What is asked → Pull out all lines from the listing below in which the word "React" appears.

Entries shown →
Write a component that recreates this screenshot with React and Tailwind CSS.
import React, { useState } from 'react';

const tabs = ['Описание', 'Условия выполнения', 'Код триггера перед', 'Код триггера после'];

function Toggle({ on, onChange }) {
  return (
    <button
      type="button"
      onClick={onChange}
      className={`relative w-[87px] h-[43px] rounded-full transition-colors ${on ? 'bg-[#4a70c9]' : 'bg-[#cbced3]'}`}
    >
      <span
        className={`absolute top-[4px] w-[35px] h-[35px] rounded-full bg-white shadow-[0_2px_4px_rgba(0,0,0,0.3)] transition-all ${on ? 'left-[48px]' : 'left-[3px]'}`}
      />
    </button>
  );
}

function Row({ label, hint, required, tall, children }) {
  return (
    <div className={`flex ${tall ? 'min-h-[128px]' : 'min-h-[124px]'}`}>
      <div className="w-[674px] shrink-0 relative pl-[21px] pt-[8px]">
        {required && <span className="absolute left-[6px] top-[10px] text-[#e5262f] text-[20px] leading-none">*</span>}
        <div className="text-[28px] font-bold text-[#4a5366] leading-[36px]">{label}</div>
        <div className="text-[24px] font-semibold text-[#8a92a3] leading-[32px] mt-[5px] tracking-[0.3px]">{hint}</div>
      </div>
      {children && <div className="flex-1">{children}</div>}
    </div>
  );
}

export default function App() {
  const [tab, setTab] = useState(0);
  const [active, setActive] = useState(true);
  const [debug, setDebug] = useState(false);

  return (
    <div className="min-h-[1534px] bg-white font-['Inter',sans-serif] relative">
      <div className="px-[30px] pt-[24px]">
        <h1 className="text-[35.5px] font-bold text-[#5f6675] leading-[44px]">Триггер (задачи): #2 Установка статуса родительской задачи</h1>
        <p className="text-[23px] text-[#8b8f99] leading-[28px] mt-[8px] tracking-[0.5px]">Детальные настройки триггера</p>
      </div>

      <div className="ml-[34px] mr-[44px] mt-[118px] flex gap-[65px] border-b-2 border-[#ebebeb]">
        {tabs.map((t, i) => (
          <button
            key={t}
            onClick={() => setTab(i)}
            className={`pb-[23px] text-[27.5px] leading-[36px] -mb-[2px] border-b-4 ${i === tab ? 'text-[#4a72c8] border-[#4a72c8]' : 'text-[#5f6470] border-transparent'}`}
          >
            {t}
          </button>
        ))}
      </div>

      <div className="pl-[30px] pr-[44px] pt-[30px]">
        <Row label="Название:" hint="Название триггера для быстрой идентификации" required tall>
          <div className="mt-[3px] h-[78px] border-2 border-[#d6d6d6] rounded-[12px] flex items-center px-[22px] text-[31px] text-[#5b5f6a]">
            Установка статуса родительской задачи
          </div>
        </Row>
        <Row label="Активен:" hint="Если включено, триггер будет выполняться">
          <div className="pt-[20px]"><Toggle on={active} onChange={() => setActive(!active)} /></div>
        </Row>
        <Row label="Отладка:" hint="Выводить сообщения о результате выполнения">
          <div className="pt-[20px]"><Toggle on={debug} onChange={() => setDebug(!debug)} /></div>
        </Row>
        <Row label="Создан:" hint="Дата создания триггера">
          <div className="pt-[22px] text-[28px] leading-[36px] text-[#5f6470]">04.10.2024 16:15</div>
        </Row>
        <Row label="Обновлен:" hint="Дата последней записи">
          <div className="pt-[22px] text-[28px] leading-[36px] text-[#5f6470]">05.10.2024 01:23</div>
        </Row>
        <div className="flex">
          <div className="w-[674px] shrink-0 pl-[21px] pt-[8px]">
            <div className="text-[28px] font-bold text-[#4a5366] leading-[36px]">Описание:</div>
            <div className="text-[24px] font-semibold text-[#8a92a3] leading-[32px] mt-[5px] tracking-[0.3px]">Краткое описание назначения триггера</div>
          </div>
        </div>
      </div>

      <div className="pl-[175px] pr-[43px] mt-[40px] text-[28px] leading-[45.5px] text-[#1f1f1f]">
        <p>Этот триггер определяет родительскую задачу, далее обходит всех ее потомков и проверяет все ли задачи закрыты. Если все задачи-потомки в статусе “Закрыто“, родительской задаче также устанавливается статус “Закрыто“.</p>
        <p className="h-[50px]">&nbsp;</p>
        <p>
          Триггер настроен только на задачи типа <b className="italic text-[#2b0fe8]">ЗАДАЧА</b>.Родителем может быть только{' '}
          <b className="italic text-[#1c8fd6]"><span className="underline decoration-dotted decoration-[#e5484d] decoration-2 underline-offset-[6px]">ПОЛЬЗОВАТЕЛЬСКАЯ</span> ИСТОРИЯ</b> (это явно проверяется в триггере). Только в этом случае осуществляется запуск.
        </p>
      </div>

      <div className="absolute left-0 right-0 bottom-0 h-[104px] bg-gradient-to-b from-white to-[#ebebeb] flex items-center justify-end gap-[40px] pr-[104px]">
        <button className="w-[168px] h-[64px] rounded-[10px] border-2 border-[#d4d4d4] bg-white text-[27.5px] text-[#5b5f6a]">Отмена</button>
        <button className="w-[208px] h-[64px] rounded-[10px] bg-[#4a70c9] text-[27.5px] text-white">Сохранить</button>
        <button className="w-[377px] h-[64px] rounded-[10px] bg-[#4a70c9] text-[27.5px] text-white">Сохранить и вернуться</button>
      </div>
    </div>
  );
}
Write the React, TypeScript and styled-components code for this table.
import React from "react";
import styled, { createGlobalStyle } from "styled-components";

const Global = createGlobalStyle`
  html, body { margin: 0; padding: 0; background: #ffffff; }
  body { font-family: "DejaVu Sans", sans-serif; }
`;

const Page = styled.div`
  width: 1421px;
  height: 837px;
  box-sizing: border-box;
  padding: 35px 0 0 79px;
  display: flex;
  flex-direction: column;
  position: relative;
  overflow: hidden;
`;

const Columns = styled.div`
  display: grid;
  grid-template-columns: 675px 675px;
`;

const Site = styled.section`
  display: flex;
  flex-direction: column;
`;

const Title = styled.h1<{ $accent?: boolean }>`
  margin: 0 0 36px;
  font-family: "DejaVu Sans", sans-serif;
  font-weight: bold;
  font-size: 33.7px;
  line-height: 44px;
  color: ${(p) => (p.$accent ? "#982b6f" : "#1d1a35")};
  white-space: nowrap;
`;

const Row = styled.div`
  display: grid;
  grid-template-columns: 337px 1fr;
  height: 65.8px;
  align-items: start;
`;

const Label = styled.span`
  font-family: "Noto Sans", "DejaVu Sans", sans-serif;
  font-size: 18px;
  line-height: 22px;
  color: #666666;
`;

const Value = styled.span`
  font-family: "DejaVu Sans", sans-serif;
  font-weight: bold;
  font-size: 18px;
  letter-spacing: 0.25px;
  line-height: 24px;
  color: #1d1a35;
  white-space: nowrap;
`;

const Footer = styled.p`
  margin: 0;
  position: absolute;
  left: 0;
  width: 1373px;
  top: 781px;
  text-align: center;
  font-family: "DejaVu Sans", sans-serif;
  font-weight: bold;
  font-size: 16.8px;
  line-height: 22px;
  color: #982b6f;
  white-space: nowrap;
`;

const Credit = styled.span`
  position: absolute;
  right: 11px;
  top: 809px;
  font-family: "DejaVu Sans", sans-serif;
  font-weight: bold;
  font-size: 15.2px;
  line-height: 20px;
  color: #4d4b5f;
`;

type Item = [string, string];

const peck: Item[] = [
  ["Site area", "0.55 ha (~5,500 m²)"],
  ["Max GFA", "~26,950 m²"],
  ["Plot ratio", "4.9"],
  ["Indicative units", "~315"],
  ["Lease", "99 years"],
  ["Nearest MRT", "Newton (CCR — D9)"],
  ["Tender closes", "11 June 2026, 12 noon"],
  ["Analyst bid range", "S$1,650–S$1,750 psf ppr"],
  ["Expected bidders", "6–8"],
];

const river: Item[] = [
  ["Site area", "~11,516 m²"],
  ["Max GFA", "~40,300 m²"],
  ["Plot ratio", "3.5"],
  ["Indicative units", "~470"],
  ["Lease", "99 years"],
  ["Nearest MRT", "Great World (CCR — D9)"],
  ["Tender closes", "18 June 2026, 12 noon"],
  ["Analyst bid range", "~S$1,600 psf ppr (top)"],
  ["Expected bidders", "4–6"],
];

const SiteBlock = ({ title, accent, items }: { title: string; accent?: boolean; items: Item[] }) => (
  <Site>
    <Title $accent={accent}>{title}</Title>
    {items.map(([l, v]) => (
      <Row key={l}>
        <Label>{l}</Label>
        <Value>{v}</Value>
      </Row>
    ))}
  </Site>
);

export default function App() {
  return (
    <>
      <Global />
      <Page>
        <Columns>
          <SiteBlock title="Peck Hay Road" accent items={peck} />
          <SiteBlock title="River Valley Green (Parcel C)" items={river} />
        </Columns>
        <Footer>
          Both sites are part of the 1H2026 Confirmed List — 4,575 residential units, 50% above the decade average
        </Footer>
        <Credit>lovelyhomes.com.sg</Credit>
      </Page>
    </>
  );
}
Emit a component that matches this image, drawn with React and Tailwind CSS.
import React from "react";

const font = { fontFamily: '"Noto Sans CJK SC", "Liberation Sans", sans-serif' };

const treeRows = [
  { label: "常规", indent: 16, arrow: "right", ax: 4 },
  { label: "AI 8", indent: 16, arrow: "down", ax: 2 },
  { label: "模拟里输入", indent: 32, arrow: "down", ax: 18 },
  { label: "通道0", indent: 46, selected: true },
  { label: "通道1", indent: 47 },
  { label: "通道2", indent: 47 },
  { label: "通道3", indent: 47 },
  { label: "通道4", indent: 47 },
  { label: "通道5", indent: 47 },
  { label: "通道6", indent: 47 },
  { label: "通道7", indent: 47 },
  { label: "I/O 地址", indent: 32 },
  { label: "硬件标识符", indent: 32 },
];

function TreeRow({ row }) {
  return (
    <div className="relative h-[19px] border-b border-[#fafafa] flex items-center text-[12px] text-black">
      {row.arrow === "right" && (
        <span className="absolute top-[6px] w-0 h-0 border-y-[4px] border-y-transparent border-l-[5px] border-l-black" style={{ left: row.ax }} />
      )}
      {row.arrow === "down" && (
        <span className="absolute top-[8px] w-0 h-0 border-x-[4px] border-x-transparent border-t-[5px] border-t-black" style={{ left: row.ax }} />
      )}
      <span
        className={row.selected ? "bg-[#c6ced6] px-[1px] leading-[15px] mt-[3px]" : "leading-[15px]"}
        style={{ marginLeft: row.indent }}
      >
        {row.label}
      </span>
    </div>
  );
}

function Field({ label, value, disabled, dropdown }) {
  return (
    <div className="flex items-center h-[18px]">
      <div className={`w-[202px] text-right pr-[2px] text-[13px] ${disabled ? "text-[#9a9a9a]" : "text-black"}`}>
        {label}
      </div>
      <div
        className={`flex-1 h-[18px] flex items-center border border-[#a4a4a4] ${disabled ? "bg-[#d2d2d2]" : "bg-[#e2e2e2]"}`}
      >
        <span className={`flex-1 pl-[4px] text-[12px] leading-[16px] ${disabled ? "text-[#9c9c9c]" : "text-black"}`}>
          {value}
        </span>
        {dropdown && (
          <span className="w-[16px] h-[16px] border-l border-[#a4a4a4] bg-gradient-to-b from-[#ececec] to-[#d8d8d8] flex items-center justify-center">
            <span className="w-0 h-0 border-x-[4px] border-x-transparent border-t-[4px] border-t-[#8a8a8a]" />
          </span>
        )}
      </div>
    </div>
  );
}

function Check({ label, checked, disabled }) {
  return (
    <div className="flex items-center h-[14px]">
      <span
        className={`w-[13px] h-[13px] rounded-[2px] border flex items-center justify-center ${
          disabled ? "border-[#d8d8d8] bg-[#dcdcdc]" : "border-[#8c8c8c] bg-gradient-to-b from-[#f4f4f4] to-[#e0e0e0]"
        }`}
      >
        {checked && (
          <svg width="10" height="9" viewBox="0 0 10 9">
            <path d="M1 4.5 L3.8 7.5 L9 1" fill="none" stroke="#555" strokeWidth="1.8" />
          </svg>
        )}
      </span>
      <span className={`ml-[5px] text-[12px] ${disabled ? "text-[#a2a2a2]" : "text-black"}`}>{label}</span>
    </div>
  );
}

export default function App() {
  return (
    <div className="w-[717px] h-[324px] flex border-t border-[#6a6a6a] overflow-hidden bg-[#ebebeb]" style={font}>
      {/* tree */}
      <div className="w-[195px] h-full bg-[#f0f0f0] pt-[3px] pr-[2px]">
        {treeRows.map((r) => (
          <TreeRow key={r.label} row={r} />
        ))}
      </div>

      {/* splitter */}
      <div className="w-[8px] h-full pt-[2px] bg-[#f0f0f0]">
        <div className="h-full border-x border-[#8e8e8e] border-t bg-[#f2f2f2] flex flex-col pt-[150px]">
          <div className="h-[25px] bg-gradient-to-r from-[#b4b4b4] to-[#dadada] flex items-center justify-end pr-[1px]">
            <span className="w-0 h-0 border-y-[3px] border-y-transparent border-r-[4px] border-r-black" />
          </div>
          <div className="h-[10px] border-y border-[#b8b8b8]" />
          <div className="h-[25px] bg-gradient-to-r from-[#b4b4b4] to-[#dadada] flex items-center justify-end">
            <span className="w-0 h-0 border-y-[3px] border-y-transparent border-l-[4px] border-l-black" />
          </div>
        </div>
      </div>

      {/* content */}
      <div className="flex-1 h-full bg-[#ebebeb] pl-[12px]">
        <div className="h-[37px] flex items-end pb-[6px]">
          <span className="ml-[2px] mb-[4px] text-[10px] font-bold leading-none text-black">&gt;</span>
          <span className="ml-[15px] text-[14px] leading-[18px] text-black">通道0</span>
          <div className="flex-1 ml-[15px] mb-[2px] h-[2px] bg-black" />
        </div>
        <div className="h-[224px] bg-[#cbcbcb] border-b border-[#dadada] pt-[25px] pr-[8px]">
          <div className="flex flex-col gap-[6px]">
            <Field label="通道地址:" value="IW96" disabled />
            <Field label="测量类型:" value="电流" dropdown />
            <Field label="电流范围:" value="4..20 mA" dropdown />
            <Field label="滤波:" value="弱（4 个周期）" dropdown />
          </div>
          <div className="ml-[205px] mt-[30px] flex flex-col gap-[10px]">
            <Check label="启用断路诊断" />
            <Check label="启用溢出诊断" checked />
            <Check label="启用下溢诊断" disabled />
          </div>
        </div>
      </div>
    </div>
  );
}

Response for this exercise →
Write a component that recreates this screenshot with React and Tailwind CSS.
import React, { useState } from 'react';
Write the React, TypeScript and styled-components code for this table.
import React from "react";
Emit a component that matches this image, drawn with React and Tailwind CSS.
import React from "react";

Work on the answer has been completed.